Sysak also shared opinions critical of California becoming a “sanctuary state” for undocumented people, suggesting a negative view towards immigrants.

Strong Reactions

Community members are now calling for Sysak to resign from his position, as he has violated the board’s code of ethics and standards of practice with his now-deleted Facebook posts. 

In a Facebook message to The Tribune, Cuesta College psychology student Ariel Peraza wrote that those elected to the college board are “undeniably racist, homophobic, xenophobic, and anti-immigrant.” The student noted that these traits are contrary to courses taught at the college, which include ethnic and queer studies.

Cuesta’s Code of Ethics states that all board members are expected to maintain “the highest standards of conduct and ethical behavior” and “protect, advance, and promote the interest of all citizens.” Board members should also render “independent judgment, uninfluenced by private or interest groups.”

Chance to Reflect

While there are calls for Sysak’s resignation, others have simply called on the board to regulate his social media posts.

Chemistry professor Greg Baxley, an executive member of the college’s Federation of Teachers, would rather let Sysak finish his term.

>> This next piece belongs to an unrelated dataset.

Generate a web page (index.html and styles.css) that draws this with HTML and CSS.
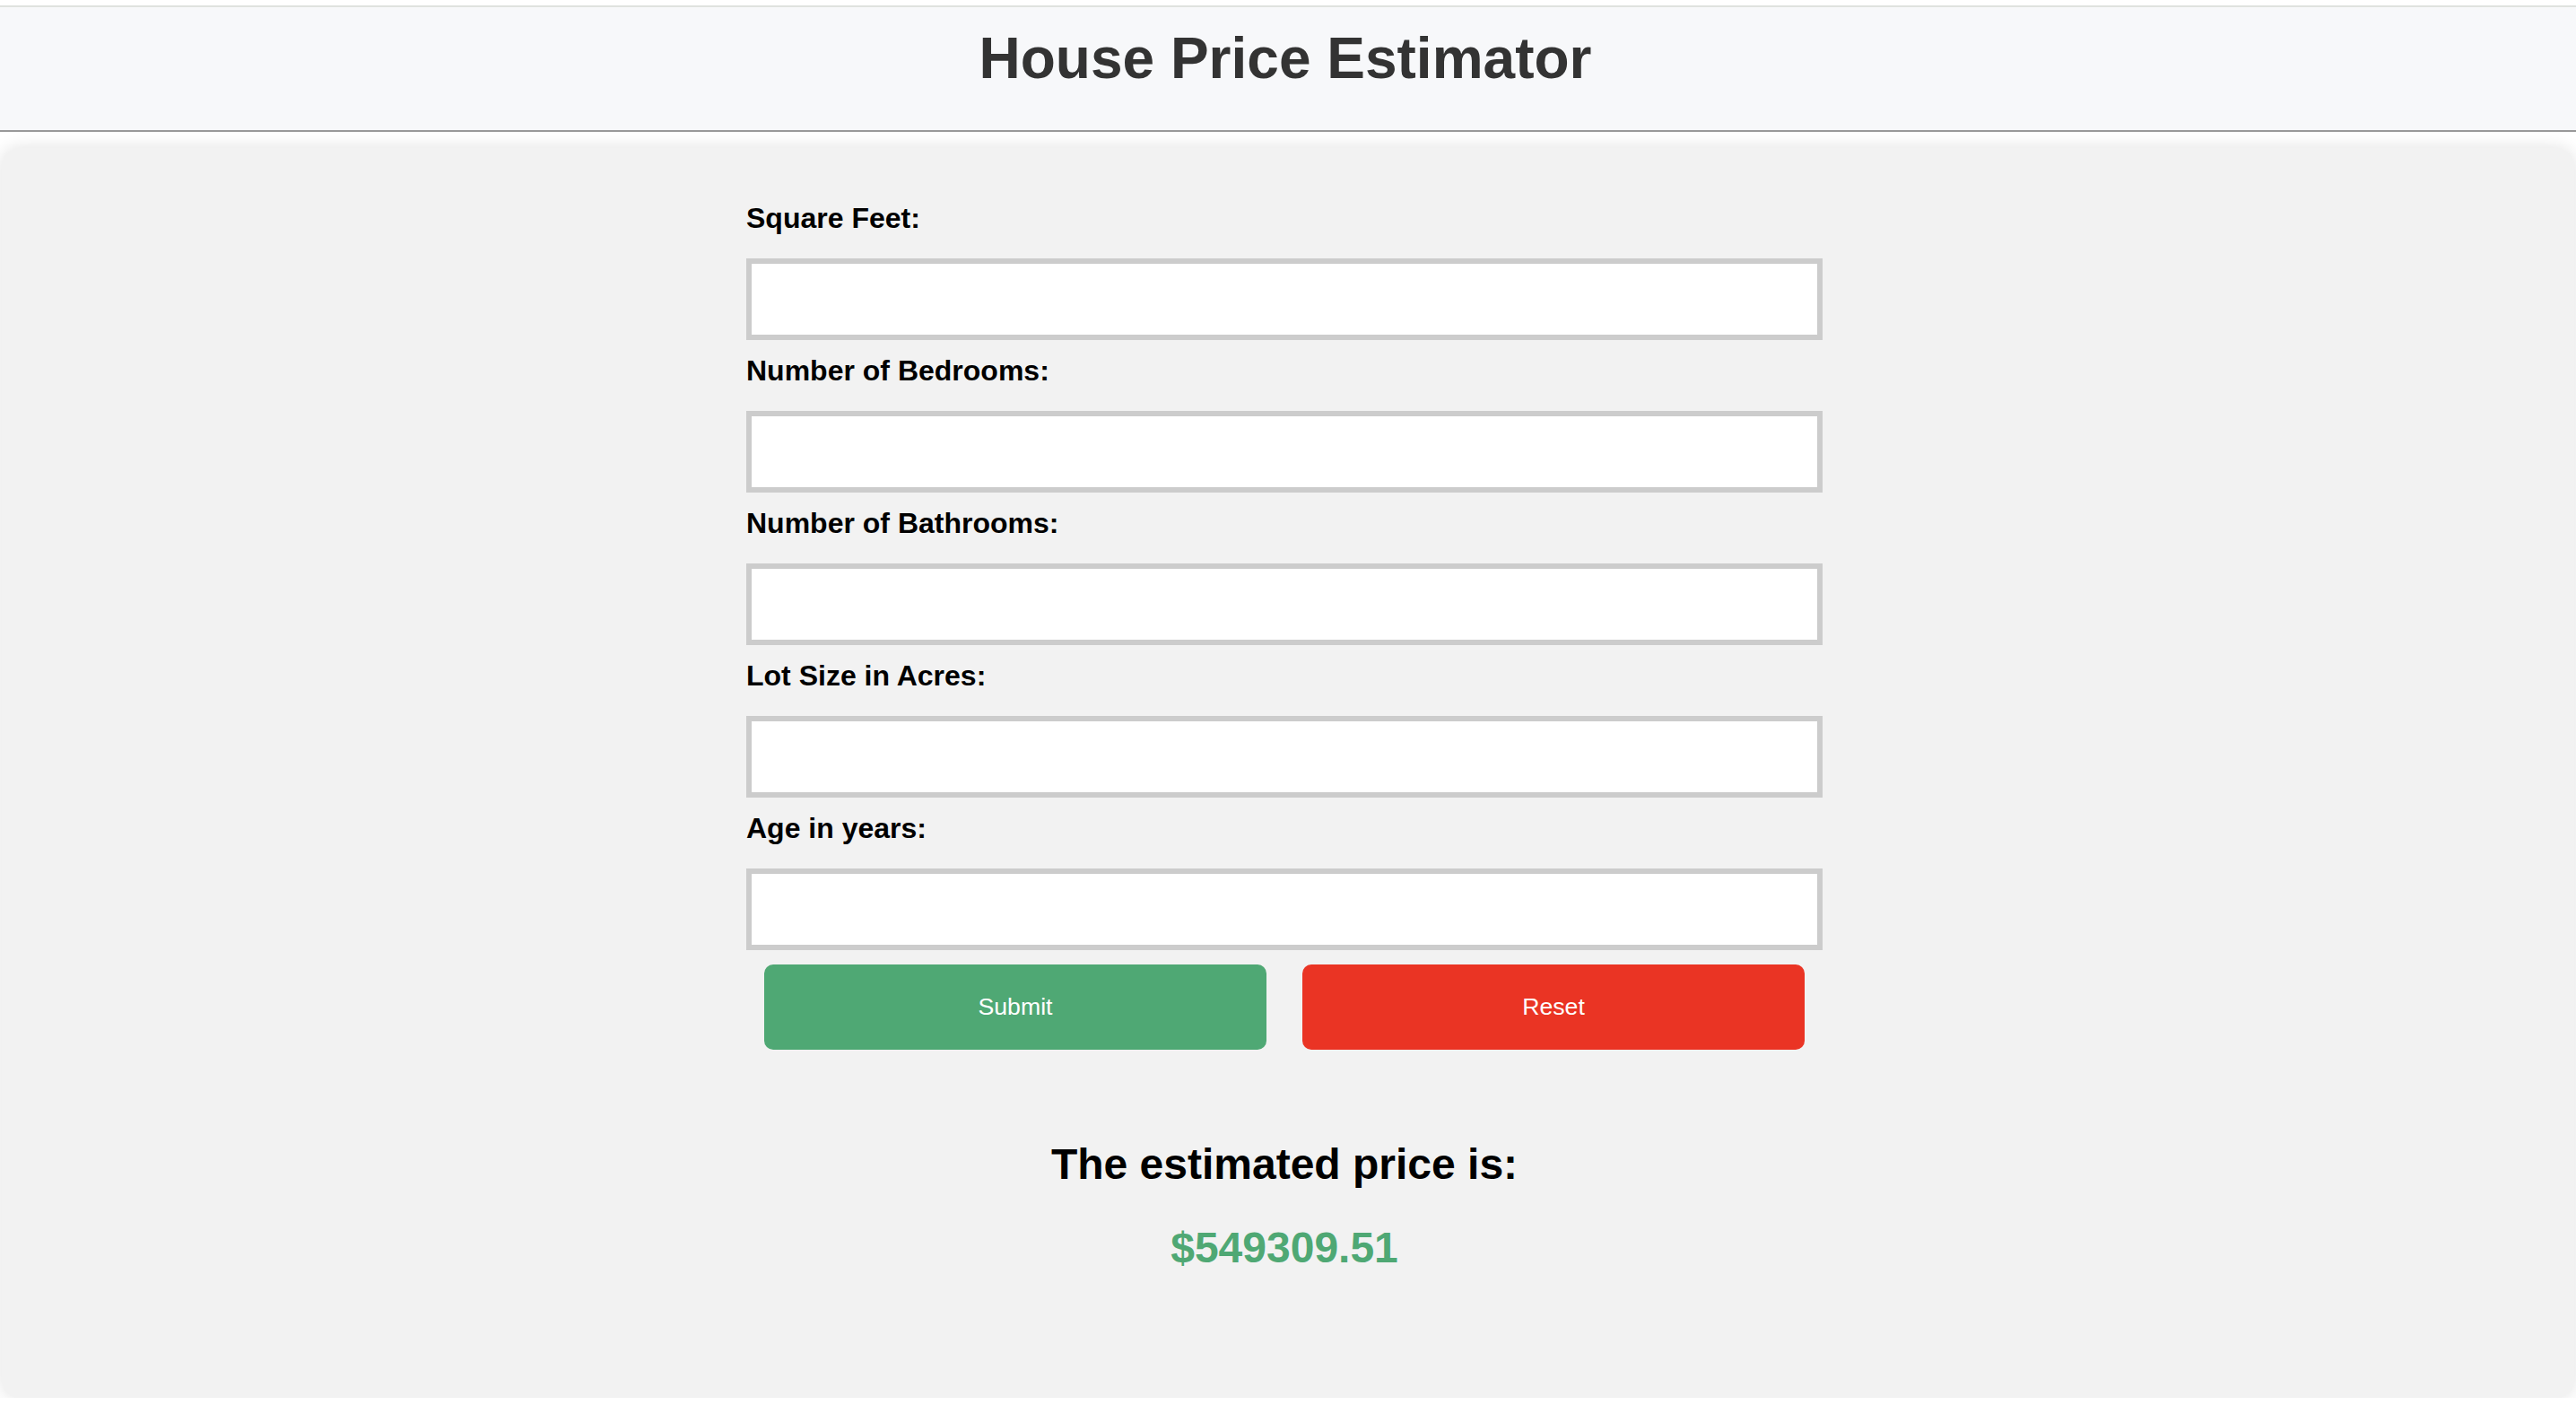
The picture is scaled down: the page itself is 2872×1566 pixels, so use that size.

However, he told The Tribute that the board president should “recognize the harm that he could be causing the students of the college he is sworn to represent,” and reflect on how his actions could negatively impact students. 

Baxley emphasized that since Sysak is the elected board president, he represents the institution. When his posts belittle the Black Lives Matter movement or insult people’s gender or sexuality, students and visitors of the community may question Cuesta’s credibility as an educational institution.

The professor suggests that Sysak become “anti-racist” and be supportive of students of color and other marginalized groups. Sysak can use his position in a positive way, and make good use of his remaining time as board president, Baxley concluded.